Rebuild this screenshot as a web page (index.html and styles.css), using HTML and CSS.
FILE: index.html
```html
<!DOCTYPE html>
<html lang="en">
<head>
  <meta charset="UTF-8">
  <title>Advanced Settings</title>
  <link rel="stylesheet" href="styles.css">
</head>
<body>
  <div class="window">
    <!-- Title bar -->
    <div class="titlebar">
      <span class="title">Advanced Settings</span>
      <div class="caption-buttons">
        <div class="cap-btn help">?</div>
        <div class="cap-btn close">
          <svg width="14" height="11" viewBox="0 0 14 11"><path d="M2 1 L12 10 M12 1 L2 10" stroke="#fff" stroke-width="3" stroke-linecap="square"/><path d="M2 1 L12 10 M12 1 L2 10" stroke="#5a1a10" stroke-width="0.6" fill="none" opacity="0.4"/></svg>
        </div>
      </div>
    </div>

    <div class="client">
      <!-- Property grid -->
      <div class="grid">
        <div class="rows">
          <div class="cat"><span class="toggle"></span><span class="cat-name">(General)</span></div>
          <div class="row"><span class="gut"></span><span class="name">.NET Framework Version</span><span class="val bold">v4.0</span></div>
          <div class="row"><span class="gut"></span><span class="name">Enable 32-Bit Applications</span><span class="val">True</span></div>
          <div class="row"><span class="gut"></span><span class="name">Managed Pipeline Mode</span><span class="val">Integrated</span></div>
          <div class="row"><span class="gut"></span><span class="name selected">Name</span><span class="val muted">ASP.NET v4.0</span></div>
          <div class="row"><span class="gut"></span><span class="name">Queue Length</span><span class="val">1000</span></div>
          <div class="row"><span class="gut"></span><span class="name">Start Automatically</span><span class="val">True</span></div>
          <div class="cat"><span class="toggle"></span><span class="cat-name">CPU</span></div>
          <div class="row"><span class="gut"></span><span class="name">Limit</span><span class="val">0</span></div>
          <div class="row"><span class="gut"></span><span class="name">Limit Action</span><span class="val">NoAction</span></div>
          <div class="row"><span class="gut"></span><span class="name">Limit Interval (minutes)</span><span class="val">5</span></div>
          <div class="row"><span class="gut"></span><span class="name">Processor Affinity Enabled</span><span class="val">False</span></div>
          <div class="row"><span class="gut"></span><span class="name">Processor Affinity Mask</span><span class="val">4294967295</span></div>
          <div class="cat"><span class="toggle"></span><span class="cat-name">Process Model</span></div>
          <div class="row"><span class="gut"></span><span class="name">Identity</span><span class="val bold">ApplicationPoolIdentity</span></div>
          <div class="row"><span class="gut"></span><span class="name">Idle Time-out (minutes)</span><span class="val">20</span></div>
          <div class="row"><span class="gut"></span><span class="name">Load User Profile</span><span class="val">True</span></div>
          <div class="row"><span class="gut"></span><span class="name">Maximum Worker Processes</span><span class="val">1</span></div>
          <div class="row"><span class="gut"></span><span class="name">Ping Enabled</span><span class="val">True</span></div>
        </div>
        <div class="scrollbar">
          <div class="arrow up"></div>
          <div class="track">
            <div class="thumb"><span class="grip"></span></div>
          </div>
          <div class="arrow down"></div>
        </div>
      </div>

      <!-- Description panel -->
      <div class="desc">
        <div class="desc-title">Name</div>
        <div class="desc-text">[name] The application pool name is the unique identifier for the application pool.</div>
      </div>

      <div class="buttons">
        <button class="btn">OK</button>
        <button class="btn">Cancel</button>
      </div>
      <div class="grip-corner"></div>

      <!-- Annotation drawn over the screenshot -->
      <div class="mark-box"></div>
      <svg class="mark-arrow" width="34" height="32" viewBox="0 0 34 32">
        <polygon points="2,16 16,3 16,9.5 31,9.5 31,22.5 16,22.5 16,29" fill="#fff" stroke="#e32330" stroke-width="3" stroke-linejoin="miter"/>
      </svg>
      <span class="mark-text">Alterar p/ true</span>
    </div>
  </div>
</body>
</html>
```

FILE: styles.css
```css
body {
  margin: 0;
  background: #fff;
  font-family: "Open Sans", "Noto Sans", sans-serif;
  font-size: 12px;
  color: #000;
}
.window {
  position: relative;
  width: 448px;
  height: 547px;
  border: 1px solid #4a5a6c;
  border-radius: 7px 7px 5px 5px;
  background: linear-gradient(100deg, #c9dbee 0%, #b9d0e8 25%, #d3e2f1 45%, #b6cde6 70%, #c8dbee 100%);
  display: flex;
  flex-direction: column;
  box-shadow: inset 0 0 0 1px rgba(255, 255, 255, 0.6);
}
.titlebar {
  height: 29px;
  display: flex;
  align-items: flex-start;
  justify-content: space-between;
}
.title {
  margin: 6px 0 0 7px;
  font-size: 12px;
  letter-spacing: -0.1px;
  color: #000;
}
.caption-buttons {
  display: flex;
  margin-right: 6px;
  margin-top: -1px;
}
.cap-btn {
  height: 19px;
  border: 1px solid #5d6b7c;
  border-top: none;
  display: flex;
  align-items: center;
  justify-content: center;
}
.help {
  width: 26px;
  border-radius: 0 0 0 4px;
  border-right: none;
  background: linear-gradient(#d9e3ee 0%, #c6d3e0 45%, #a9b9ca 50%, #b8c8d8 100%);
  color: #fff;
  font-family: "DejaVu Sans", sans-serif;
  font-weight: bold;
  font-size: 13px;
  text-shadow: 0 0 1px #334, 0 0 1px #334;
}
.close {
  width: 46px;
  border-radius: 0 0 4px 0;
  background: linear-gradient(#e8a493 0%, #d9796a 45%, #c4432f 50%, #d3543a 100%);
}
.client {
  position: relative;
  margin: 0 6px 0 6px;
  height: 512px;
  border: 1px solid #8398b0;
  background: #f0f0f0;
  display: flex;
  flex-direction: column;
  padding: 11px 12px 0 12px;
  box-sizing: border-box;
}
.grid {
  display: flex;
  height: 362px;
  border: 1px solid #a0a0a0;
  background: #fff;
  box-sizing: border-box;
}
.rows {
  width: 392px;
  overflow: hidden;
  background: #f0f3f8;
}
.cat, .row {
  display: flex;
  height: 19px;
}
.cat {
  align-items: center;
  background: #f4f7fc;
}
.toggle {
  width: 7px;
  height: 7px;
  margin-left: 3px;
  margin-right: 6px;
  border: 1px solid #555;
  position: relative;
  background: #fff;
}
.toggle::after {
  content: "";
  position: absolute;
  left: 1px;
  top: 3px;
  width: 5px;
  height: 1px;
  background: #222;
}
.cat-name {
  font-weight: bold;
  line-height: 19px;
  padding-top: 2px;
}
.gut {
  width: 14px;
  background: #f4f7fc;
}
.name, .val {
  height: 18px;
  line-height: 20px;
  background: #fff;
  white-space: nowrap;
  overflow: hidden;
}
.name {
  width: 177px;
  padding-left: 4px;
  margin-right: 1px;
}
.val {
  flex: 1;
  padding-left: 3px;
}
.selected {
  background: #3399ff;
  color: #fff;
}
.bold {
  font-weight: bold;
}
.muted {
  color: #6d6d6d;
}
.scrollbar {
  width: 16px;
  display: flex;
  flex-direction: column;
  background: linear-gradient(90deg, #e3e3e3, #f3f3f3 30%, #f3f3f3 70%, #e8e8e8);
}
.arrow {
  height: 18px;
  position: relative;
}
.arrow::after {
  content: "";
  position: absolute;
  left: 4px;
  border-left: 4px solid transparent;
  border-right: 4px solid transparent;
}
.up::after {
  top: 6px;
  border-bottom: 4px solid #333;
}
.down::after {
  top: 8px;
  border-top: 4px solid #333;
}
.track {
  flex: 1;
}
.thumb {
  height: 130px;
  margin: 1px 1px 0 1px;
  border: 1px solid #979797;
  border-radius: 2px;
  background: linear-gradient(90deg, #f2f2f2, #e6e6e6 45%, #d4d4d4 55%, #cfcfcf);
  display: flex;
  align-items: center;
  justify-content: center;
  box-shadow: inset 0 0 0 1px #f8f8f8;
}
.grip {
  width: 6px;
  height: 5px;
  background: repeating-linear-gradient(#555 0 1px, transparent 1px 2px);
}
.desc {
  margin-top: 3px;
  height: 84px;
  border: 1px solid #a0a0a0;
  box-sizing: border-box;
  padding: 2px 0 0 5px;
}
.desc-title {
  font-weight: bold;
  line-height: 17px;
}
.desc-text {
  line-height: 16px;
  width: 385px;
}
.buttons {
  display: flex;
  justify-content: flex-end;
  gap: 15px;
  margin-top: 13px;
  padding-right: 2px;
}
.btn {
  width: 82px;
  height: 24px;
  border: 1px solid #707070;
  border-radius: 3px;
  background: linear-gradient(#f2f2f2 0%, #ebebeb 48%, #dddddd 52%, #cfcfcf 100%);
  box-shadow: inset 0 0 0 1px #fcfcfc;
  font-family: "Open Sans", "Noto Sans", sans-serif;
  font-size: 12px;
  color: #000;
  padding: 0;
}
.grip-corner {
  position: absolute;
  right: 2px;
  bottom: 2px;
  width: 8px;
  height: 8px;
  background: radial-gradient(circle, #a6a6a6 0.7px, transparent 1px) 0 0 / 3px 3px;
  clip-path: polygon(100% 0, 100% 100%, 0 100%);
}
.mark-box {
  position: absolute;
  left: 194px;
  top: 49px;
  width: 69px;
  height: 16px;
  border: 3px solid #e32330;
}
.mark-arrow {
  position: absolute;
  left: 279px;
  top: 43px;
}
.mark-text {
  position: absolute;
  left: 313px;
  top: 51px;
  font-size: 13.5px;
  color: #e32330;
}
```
----------------
(TASK PROMPT)
Filter the listing above for the string "index" and copy every matching line.

(REPLY TO THE EXERCISE)
Rebuild this screenshot as a web page (index.html and styles.css), using HTML and CSS.
FILE: index.html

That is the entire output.